The last time that China did so, going into war, was with Vietnam in 1979 where it suffered losses. Both Vietnam and China lost thousands of lives in that war in 1979 when China conducted a limited attack on Vietnam.  Among the reasons cited for China’s attack in Vietnam then was to support China’s ally, the Khmer Rouge of Cambodia, and as retaliation to the alleged mistreatment of Vietnam’s ethnic Chinese minority, and the Vietnamese occupation of the Spratly Islands which China was also claiming.

“They (China) suffered horrendous casualties when they tried to punish Vietnam,” De Castro said.

So this is the dilemma of the Chinese military leadership and even of Chinese President Xi Jinping who heads the military commission, he said.  China has built up its powerful military, including its air and navy assets, but China has not been tested these yet.

Last year, it fired intermediate range missiles from Western China. “But the question here is will this work under an actual war situation?” De Castro asked.

Iba na yan pag meron nang actual clash of arms. Iba na yan,” he said.  That is when you will know what works, and what doesn’t work, he said.

More recently, US Secretary of State Blinken reiterated the United States’ support for the Philippines in case China becomes aggressive at the Whitsun Reef or the Julian Felipe Reef.

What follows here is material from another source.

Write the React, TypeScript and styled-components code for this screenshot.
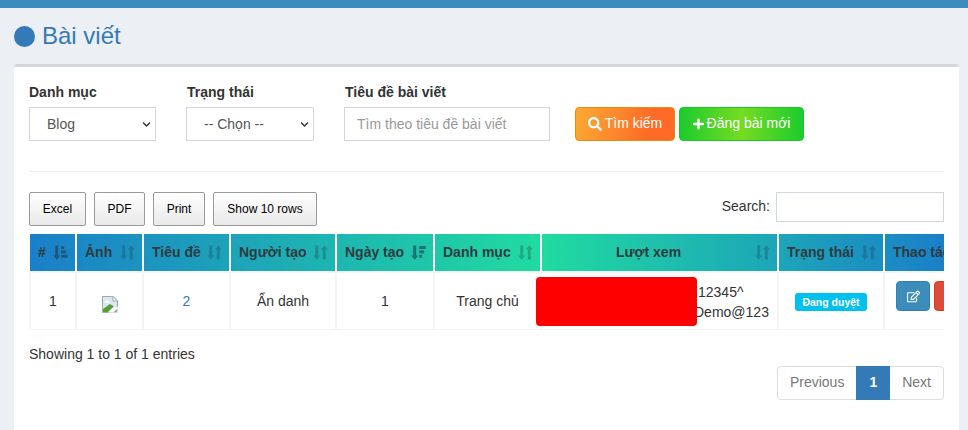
import React from "react";
import styled, { createGlobalStyle } from "styled-components";
import { FaSearch, FaPlus, FaRegEdit, FaTrash, FaChevronDown } from "react-icons/fa";

const Global = createGlobalStyle`
  * { box-sizing: border-box; }
  html, body { margin: 0; padding: 0; background: #ecf0f5; }
  body { font-family: "Liberation Sans", Arial, sans-serif; font-size: 14px; color: #333; line-height: 1.42857; height: 430px; overflow: hidden; }
`;

const TopBar = styled.div`height: 8px; background: #3c8dbc;`;
const Main = styled.main`padding: 0 9px 0 14px;`;
const Title = styled.h1`
  margin: 0; height: 56px; display: flex; align-items: center; gap: 7px;
  font-size: 24px; font-weight: 400; color: #337ab7;
`;
const Dot = styled.span`width: 21px; height: 21px; border-radius: 50%; background: #337ab7;`;
const Box = styled.section`
  background: #fff; border-top: 3px solid #d2d6de; border-radius: 3px 3px 0 0;
  padding: 15px; height: 366px; position: relative;
`;
const FilterRow = styled.form`display: flex; align-items: flex-end; height: 59px;`;
const Field = styled.div<{ $w: number; $mr: number }>`
  width: ${p => p.$w}px; margin-right: ${p => p.$mr}px;
  display: flex; flex-direction: column;
`;
const Label = styled.label<{ $indent?: boolean }>`
  font-weight: 700; font-size: 14px; line-height: 20px; margin-bottom: 5px;
  padding-left: ${p => (p.$indent ? "1px" : "0")};
`;
const SelectBox = styled.div`
  height: 34px; border: 1px solid #d2d6de; display: flex; align-items: center;
  justify-content: space-between; padding: 1px 4px 0 17px; color: #555; font-size: 14px;
  svg { width: 9px; height: 9px; color: #333; }
`;
const TextInput = styled.input`
  height: 34px; width: 100%; border: 1px solid #d2d6de; padding: 0 12px; font: inherit; font-size: 14px; outline: none;
  &::placeholder { color: #999; opacity: 1; }
`;
const ActionButton = styled.button<{ $kind: "search" | "add"; $w: number }>`
  height: 34px; width: ${p => p.$w}px; margin-right: 4px; border-radius: 4px; color: #fff; font: inherit; font-size: 14px; padding: 0;
  display: flex; align-items: center; justify-content: center; gap: 3px;
  border: 1px solid ${p => (p.$kind === "search" ? "#e08e0b" : "#1cc92c")};
  background: ${p => (p.$kind === "search"
    ? "linear-gradient(105deg, #fbab33 0%, #ff6a26 75%)"
    : "linear-gradient(90deg, #1ccb2d 0%, #76dc22 50%, #1ccb2d 100%)")};
  svg { width: ${p => (p.$kind === "search" ? 14 : 11)}px; height: 14px; }
`;
const Rule = styled.hr`border: 0; border-top: 1px solid #eee; margin: 30px 0 20px;`;
const TableTools = styled.div`display: flex; justify-content: space-between; align-items: flex-start; height: 42px;`;
const ExportGroup = styled.div`display: flex; gap: 8px;`;
const ExportButton = styled.button<{ $w: number }>`
  width: ${p => p.$w}px; height: 34px; padding: 0; border: 1px solid #999; border-radius: 2px; color: #000;
  font-family: inherit; font-size: 12px;
  background: linear-gradient(to bottom, #fff 0%, #e9e9e9 100%);
`;
const SearchLabel = styled.label`display: flex; align-items: flex-start; gap: 6px; line-height: 28px;`;
const SearchInput = styled.input`width: 168px; height: 30px; border: 1px solid #d2d6de; outline: none;`;
const TableClip = styled.div`overflow: hidden; position: relative; height: 96px;`;
const Table = styled.table`
  border-collapse: collapse; table-layout: fixed; width: 1030px;
  background: #fff;
`;
const HeadRow = styled.tr`
  background: linear-gradient(90deg, #1a7fc9 0%, #20dba0 49.5%, #1a7fc9 89%, #1a7fc9 100%);
`;
const Th = styled.th<{ $center?: boolean }>`
  height: 38px; padding: 0 30px 0 8px; font-size: 14px; font-weight: 700; color: #2f3b3f; white-space: nowrap;
  text-align: ${p => (p.$center ? "center" : "left")};
  border-left: 2px solid #fff; border-bottom: 2px solid #f4f4f4; position: relative;
  &:first-child { border-left: 0; }
`;
const SortSlot = styled.span<{ $active?: boolean }>`
  position: absolute; right: 7px; top: 11px; width: 15px; height: 15px; display: flex;
  color: rgba(30, 60, 75, ${p => (p.$active ? 0.6 : 0.3)});
  svg { width: 15px; height: 15px; }
`;
const Td = styled.td`
  height: 58px; padding: 2px 8px 0; text-align: center; font-size: 14px; color: #333;
  border-left: 2px solid #f4f4f4; border-bottom: 2px solid #f4f4f4;
`;
const TitleLink = styled.a`color: #337ab7; text-decoration: none;`;
const PassText = styled.div`text-align: left; padding-left: 144px; line-height: 20px; white-space: nowrap;`;
const PassFirst = styled.span`padding-left: 4px;`;
const Redaction = styled.div`
  position: absolute; left: 507px; top: 43px; width: 161px; height: 49px; background: #f00; border-radius: 4px;
`;
const StatusBadge = styled.span`
  display: inline-block; background: #00c0ef; color: #fff; font-size: 10.5px; font-weight: 700;
  line-height: 12px; padding: 3px 7px; border-radius: 3px; white-space: nowrap;
`;
const RowActions = styled.div`display: flex; gap: 4px; margin: 0 0 12px 3px;`;
const IconButton = styled.span<{ $bg: string; $bd: string }>`
  width: 34px; height: 30px; flex: none; border-radius: 4px; background: ${p => p.$bg}; border: 1px solid ${p => p.$bd};
  color: #fff; display: flex; align-items: center; justify-content: center;
  svg { width: 13px; height: 13px; }
`;
const ImageIcon = styled.svg`display: inline-block; vertical-align: middle; margin-top: 5px;`;
const Footer = styled.div`margin-top: 14px; line-height: 20px;`;
const PagerRow = styled.nav`display: flex; justify-content: flex-end; margin-top: 2px;`;
const PageItem = styled.span<{ $active?: boolean; $edge?: "l" | "r" }>`
  height: 34px; padding: 0 12px; display: flex; align-items: center; font-size: 14px;
  border: 1px solid ${p => (p.$active ? "#337ab7" : "#ddd")};
  margin-left: ${p => (p.$active || p.$edge === "r" ? "-1px" : "0")};
  background: ${p => (p.$active ? "#337ab7" : "#fff")};
  color: ${p => (p.$active ? "#fff" : "#777")};
  font-weight: ${p => (p.$active ? 700 : 400)};
  position: relative; z-index: ${p => (p.$active ? 1 : 0)};
  border-radius: ${p => (p.$edge === "l" ? "4px 0 0 4px" : p.$edge === "r" ? "0 4px 4px 0" : "0")};
`;

const SortArrows = () => (
  <svg viewBox="0 0 15 15" fill="currentColor" aria-hidden="true">
    <path d="M2.2 0.5h3v10h2L3.7 14.8 0.2 10.5h2zM9.8 14.5h3v-10h2L11.3 0.2 7.8 4.5h2z" />
  </svg>
);

const SortBars = ({ ascending }: { ascending: boolean }) => {
  const bars = ascending ? [3, 5, 6.5] : [6.5, 5, 3];
  return (
    <svg viewBox="0 0 15 15" fill="currentColor" aria-hidden="true">
      <path d="M2.2 0.5h3v10h2L3.7 14.8 0.2 10.5h2z" />
      {bars.map((w, i) => <rect key={i} x="8.2" y={1 + i * 4.4} width={w} height="3" />)}
    </svg>
  );
};

const BrokenImage = () => (
  <ImageIcon width="16" height="17" viewBox="0 0 16 17" aria-label="broken image">
    <path d="M0.5 0.5h10.5l4.5 4.5v8l-3 3.5h-12z" fill="#dbe6f4" stroke="#a3a8ad" />
    <path d="M11 0.5v4.5h4.5z" fill="#fff" stroke="#a3a8ad" />
    <path d="M3 5.5c1-1.5 3-1.5 4 0h1v1.2H2.5z" fill="#fff" />
    <path d="M1 16v-3l7-5 4 2.5-6 5.5z" fill="#54a033" />
    <path d="M6 16.5l6-6 4 1v5.5z" fill="#fff" />
    <path d="M11 16.5l4.5-4v4z" fill="#a3a8ad" />
  </ImageIcon>
);

const widths = [46, 67, 87, 106, 98, 107, 237, 106, 176];

export default function App() {
  return (
    <>
      <Global />
      <TopBar />
      <Main>
        <Title><Dot />Bài viết</Title>
        <Box>
          <FilterRow>
            <Field $w={127} $mr={30}>
              <Label>Danh mục</Label>
              <SelectBox>Blog<FaChevronDown /></SelectBox>
            </Field>
            <Field $w={128} $mr={30}>
              <Label $indent>Trạng thái</Label>
              <SelectBox>-- Chọn --<FaChevronDown /></SelectBox>
            </Field>
            <Field $w={206} $mr={25}>
              <Label $indent>Tiêu đề bài viết</Label>
              <TextInput placeholder="Tìm theo tiêu đề bài viết" />
            </Field>
            <ActionButton type="button" $kind="search" $w={100}><FaSearch />Tìm kiếm</ActionButton>
            <ActionButton type="button" $kind="add" $w={125}><FaPlus />Đăng bài mới</ActionButton>
          </FilterRow>
          <Rule />
          <TableTools>
            <ExportGroup>
              <ExportButton $w={57}>Excel</ExportButton>
              <ExportButton $w={51}>PDF</ExportButton>
              <ExportButton $w={52}>Print</ExportButton>
              <ExportButton $w={104}>Show 10 rows</ExportButton>
            </ExportGroup>
            <SearchLabel>Search:<SearchInput /></SearchLabel>
          </TableTools>
          <TableClip>
            <Table>
              <colgroup>
                {widths.map((w, i) => <col key={i} style={{ width: w }} />)}
              </colgroup>
              <thead>
                <HeadRow>
                  <Th>#<SortSlot $active><SortBars ascending /></SortSlot></Th>
                  <Th>Ảnh<SortSlot><SortArrows /></SortSlot></Th>
                  <Th>Tiêu đề<SortSlot><SortArrows /></SortSlot></Th>
                  <Th>Người tạo<SortSlot><SortArrows /></SortSlot></Th>
                  <Th>Ngày tạo<SortSlot $active><SortBars ascending={false} /></SortSlot></Th>
                  <Th>Danh mục<SortSlot><SortArrows /></SortSlot></Th>
                  <Th $center>Lượt xem<SortSlot><SortArrows /></SortSlot></Th>
                  <Th>Trạng thái<SortSlot><SortArrows /></SortSlot></Th>
                  <Th>Thao tác</Th>
                </HeadRow>
              </thead>
              <tbody>
                <tr>
                  <Td>1</Td>
                  <Td><BrokenImage /></Td>
                  <Td><TitleLink href="#">2</TitleLink></Td>
                  <Td>Ẩn danh</Td>
                  <Td>1</Td>
                  <Td>Trang chủ</Td>
                  <Td><PassText><PassFirst>12345^</PassFirst><br />Demo@123</PassText></Td>
                  <Td><StatusBadge>Đang duyệt</StatusBadge></Td>
                  <Td>
                    <RowActions>
                      <IconButton $bg="#3c8dbc" $bd="#367fa9"><FaRegEdit /></IconButton>
                      <IconButton $bg="#dd4b39" $bd="#d73925"><FaTrash /></IconButton>
                    </RowActions>
                  </Td>
                </tr>
              </tbody>
            </Table>
            <Redaction />
          </TableClip>
          <Footer>Showing 1 to 1 of 1 entries</Footer>
          <PagerRow>
            <PageItem $edge="l">Previous</PageItem>
            <PageItem $active>1</PageItem>
            <PageItem $edge="r">Next</PageItem>
          </PagerRow>
        </Box>
      </Main>
    </>
  );
}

In no uncertain terms, he assured this in a recent tweet.

Blinken said: “The United States stands with our ally, the Philippines, in the face of the PRC’s maritime militia amassing at WhitsunReef. We will always stand by our allies and stand up for the rules-based international order.”

“Our alliances were created to defend shared values. Renewing our commitment requires reaffirming those values and the foundation of international relations we vow to protect: a free and open rules-based order,” he added.

In the face of this assurance from the US of military support, is China prepared to test its naval and air power over its ambition to control more of the South China Sea?

That is the 1 million dollar question, De Castro said.